--- BEGIN Data segment ---

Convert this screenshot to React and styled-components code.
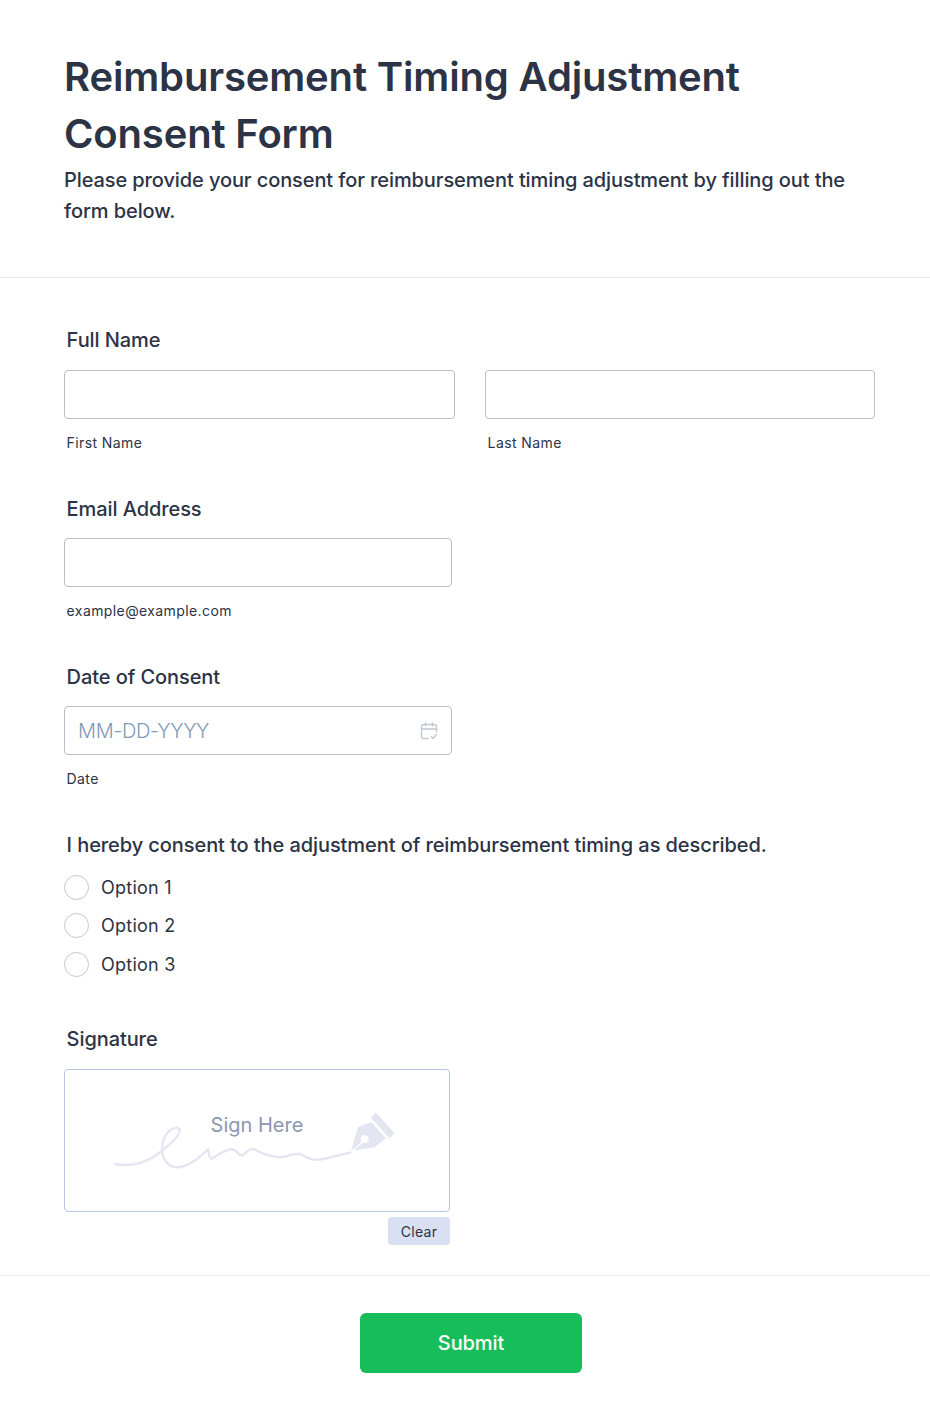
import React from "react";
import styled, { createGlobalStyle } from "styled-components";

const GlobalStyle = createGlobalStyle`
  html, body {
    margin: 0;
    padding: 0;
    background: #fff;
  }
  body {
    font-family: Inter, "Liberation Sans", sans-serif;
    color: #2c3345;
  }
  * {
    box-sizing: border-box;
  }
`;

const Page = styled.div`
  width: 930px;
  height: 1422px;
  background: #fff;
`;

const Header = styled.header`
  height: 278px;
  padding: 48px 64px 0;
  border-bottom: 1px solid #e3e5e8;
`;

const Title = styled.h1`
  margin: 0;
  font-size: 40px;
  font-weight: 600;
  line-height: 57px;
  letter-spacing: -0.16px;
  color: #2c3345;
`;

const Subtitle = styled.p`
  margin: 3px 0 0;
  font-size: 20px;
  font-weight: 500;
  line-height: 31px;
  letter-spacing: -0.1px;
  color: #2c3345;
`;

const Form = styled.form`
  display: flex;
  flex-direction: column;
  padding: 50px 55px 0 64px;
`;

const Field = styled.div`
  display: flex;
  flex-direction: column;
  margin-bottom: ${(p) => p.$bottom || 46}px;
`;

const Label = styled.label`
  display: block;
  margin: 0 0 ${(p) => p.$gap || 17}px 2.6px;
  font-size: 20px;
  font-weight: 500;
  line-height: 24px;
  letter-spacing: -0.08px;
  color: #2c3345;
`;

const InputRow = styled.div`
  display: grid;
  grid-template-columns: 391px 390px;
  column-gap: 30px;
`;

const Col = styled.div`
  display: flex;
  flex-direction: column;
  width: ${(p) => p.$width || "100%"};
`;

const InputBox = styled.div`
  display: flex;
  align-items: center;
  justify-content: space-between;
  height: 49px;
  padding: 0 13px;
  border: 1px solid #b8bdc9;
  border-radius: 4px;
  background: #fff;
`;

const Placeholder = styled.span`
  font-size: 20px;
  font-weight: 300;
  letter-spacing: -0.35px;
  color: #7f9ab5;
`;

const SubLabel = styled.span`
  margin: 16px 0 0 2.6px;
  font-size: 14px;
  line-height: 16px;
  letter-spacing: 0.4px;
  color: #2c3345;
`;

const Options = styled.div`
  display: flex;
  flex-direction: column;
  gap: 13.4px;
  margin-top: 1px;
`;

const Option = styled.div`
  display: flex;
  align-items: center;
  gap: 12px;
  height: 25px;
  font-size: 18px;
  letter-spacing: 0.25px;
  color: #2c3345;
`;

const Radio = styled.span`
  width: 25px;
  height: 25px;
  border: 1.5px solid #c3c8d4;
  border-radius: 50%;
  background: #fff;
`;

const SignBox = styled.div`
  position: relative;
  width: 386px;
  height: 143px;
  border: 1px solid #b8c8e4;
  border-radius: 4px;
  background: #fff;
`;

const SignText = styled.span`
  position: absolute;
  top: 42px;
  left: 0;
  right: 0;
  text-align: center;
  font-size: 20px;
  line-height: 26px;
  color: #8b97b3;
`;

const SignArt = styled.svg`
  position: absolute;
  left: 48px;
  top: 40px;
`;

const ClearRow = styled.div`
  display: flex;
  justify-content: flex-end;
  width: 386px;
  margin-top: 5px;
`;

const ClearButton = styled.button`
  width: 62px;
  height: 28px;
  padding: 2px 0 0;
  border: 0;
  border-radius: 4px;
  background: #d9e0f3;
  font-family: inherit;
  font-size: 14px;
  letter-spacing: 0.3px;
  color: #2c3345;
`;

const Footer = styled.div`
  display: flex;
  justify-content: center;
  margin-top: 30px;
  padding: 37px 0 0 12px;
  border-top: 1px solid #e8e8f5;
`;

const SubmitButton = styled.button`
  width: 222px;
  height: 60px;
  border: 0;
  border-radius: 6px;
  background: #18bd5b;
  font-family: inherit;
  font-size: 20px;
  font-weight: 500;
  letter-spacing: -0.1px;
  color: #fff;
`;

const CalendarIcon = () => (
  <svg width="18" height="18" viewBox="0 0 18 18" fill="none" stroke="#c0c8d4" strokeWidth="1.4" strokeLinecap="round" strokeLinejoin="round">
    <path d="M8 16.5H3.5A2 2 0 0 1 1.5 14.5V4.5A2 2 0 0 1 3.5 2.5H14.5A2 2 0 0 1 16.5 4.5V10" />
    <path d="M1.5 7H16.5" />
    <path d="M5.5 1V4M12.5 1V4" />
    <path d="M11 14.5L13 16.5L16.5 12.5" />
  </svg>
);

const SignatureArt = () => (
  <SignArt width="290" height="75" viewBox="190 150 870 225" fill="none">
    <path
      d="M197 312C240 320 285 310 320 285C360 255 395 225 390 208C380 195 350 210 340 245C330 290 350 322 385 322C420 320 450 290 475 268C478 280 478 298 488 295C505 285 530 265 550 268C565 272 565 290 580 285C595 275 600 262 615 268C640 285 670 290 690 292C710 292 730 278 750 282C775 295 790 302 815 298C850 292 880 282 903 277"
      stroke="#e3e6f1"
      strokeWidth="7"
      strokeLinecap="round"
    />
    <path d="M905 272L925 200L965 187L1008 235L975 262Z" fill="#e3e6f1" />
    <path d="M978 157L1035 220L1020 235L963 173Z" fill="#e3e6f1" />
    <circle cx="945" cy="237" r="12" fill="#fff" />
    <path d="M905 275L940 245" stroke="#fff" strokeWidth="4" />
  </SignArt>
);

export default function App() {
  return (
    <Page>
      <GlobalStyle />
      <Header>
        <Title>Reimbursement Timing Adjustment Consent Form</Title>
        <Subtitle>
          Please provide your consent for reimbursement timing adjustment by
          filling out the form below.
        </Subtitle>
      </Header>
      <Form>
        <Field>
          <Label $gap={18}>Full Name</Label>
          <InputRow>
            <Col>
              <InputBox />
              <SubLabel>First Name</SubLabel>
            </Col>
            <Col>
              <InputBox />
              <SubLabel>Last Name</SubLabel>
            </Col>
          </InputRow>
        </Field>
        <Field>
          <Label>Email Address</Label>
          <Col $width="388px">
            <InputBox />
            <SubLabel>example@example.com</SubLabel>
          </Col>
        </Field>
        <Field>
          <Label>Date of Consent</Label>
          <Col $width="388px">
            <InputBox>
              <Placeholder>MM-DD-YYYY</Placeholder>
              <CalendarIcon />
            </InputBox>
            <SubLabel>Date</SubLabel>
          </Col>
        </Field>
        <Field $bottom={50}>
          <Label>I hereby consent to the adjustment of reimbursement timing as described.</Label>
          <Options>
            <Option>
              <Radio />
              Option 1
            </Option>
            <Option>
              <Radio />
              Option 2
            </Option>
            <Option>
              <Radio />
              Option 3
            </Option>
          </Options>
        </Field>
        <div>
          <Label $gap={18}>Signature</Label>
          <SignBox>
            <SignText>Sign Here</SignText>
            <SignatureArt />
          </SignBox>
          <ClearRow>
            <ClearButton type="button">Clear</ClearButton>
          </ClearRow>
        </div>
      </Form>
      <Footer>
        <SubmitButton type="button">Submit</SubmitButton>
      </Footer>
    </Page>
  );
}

--- END Data segment ---

**Objective**
Working from the lines above, reproduce the material exactly and exclude its pictures.

**Solved exercise**
Convert this screenshot to React and styled-components code.
import React from "react";
import styled, { createGlobalStyle } from "styled-components";

const GlobalStyle = createGlobalStyle`
  html, body {
    margin: 0;
    padding: 0;
    background: #fff;
  }
  body {
    font-family: Inter, "Liberation Sans", sans-serif;
    color: #2c3345;
  }
  * {
    box-sizing: border-box;
  }
`;

const Page = styled.div`
  width: 930px;
  height: 1422px;
  background: #fff;
`;

const Header = styled.header`
  height: 278px;
  padding: 48px 64px 0;
  border-bottom: 1px solid #e3e5e8;
`;

const Title = styled.h1`
  margin: 0;
  font-size: 40px;
  font-weight: 600;
  line-height: 57px;
  letter-spacing: -0.16px;
  color: #2c3345;
`;

const Subtitle = styled.p`
  margin: 3px 0 0;
  font-size: 20px;
  font-weight: 500;
  line-height: 31px;
  letter-spacing: -0.1px;
  color: #2c3345;
`;

const Form = styled.form`
  display: flex;
  flex-direction: column;
  padding: 50px 55px 0 64px;
`;

const Field = styled.div`
  display: flex;
  flex-direction: column;
  margin-bottom: ${(p) => p.$bottom || 46}px;
`;

const Label = styled.label`
  display: block;
  margin: 0 0 ${(p) => p.$gap || 17}px 2.6px;
  font-size: 20px;
  font-weight: 500;
  line-height: 24px;
  letter-spacing: -0.08px;
  color: #2c3345;
`;

const InputRow = styled.div`
  display: grid;
  grid-template-columns: 391px 390px;
  column-gap: 30px;
`;

const Col = styled.div`
  display: flex;
  flex-direction: column;
  width: ${(p) => p.$width || "100%"};
`;

const InputBox = styled.div`
  display: flex;
  align-items: center;
  justify-content: space-between;
  height: 49px;
  padding: 0 13px;
  border: 1px solid #b8bdc9;
  border-radius: 4px;
  background: #fff;
`;

const Placeholder = styled.span`
  font-size: 20px;
  font-weight: 300;
  letter-spacing: -0.35px;
  color: #7f9ab5;
`;

const SubLabel = styled.span`
  margin: 16px 0 0 2.6px;
  font-size: 14px;
  line-height: 16px;
  letter-spacing: 0.4px;
  color: #2c3345;
`;

const Options = styled.div`
  display: flex;
  flex-direction: column;
  gap: 13.4px;
  margin-top: 1px;
`;

const Option = styled.div`
  display: flex;
  align-items: center;
  gap: 12px;
  height: 25px;
  font-size: 18px;
  letter-spacing: 0.25px;
  color: #2c3345;
`;

const Radio = styled.span`
  width: 25px;
  height: 25px;
  border: 1.5px solid #c3c8d4;
  border-radius: 50%;
  background: #fff;
`;

const SignBox = styled.div`
  position: relative;
  width: 386px;
  height: 143px;
  border: 1px solid #b8c8e4;
  border-radius: 4px;
  background: #fff;
`;

const SignText = styled.span`
  position: absolute;
  top: 42px;
  left: 0;
  right: 0;
  text-align: center;
  font-size: 20px;
  line-height: 26px;
  color: #8b97b3;
`;

const SignArt = styled.svg`
  position: absolute;
  left: 48px;
  top: 40px;
`;

const ClearRow = styled.div`
  display: flex;
  justify-content: flex-end;
  width: 386px;
  margin-top: 5px;
`;

const ClearButton = styled.button`
  width: 62px;
  height: 28px;
  padding: 2px 0 0;
  border: 0;
  border-radius: 4px;
  background: #d9e0f3;
  font-family: inherit;
  font-size: 14px;
  letter-spacing: 0.3px;
  color: #2c3345;
`;

const Footer = styled.div`
  display: flex;
  justify-content: center;
  margin-top: 30px;
  padding: 37px 0 0 12px;
  border-top: 1px solid #e8e8f5;
`;

const SubmitButton = styled.button`
  width: 222px;
  height: 60px;
  border: 0;
  border-radius: 6px;
  background: #18bd5b;
  font-family: inherit;
  font-size: 20px;
  font-weight: 500;
  letter-spacing: -0.1px;
  color: #fff;
`;

const CalendarIcon = () => (
  <svg width="18" height="18" viewBox="0 0 18 18" fill="none" stroke="#c0c8d4" strokeWidth="1.4" strokeLinecap="round" strokeLinejoin="round">
    <path d="M8 16.5H3.5A2 2 0 0 1 1.5 14.5V4.5A2 2 0 0 1 3.5 2.5H14.5A2 2 0 0 1 16.5 4.5V10" />
    <path d="M1.5 7H16.5" />
    <path d="M5.5 1V4M12.5 1V4" />
    <path d="M11 14.5L13 16.5L16.5 12.5" />
  </svg>
);

const SignatureArt = () => (
  <SignArt width="290" height="75" viewBox="190 150 870 225" fill="none">
    <path
      d="M197 312C240 320 285 310 320 285C360 255 395 225 390 208C380 195 350 210 340 245C330 290 350 322 385 322C420 320 450 290 475 268C478 280 478 298 488 295C505 285 530 265 550 268C565 272 565 290 580 285C595 275 600 262 615 268C640 285 670 290 690 292C710 292 730 278 750 282C775 295 790 302 815 298C850 292 880 282 903 277"
      stroke="#e3e6f1"
      strokeWidth="7"
      strokeLinecap="round"
    />
    <path d="M905 272L925 200L965 187L1008 235L975 262Z" fill="#e3e6f1" />
    <path d="M978 157L1035 220L1020 235L963 173Z" fill="#e3e6f1" />
    <circle cx="945" cy="237" r="12" fill="#fff" />
    <path d="M905 275L940 245" stroke="#fff" strokeWidth="4" />
  </SignArt>
);

export default function App() {
  return (
    <Page>
      <GlobalStyle />
      <Header>
        <Title>Reimbursement Timing Adjustment Consent Form</Title>
        <Subtitle>
          Please provide your consent for reimbursement timing adjustment by
          filling out the form below.
        </Subtitle>
      </Header>
      <Form>
        <Field>
          <Label $gap={18}>Full Name</Label>
          <InputRow>
            <Col>
              <InputBox />
              <SubLabel>First Name</SubLabel>
            </Col>
            <Col>
              <InputBox />
              <SubLabel>Last Name</SubLabel>
            </Col>
          </InputRow>
        </Field>
        <Field>
          <Label>Email Address</Label>
          <Col $width="388px">
            <InputBox />
            <SubLabel>example@example.com</SubLabel>
          </Col>
        </Field>
        <Field>
          <Label>Date of Consent</Label>
          <Col $width="388px">
            <InputBox>
              <Placeholder>MM-DD-YYYY</Placeholder>
              <CalendarIcon />
            </InputBox>
            <SubLabel>Date</SubLabel>
          </Col>
        </Field>
        <Field $bottom={50}>
          <Label>I hereby consent to the adjustment of reimbursement timing as described.</Label>
          <Options>
            <Option>
              <Radio />
              Option 1
            </Option>
            <Option>
              <Radio />
              Option 2
            </Option>
            <Option>
              <Radio />
              Option 3
            </Option>
          </Options>
        </Field>
        <div>
          <Label $gap={18}>Signature</Label>
          <SignBox>
            <SignText>Sign Here</SignText>
            <SignatureArt />
          </SignBox>
          <ClearRow>
            <ClearButton type="button">Clear</ClearButton>
          </ClearRow>
        </div>
      </Form>
      <Footer>
        <SubmitButton type="button">Submit</SubmitButton>
      </Footer>
    </Page>
  );
}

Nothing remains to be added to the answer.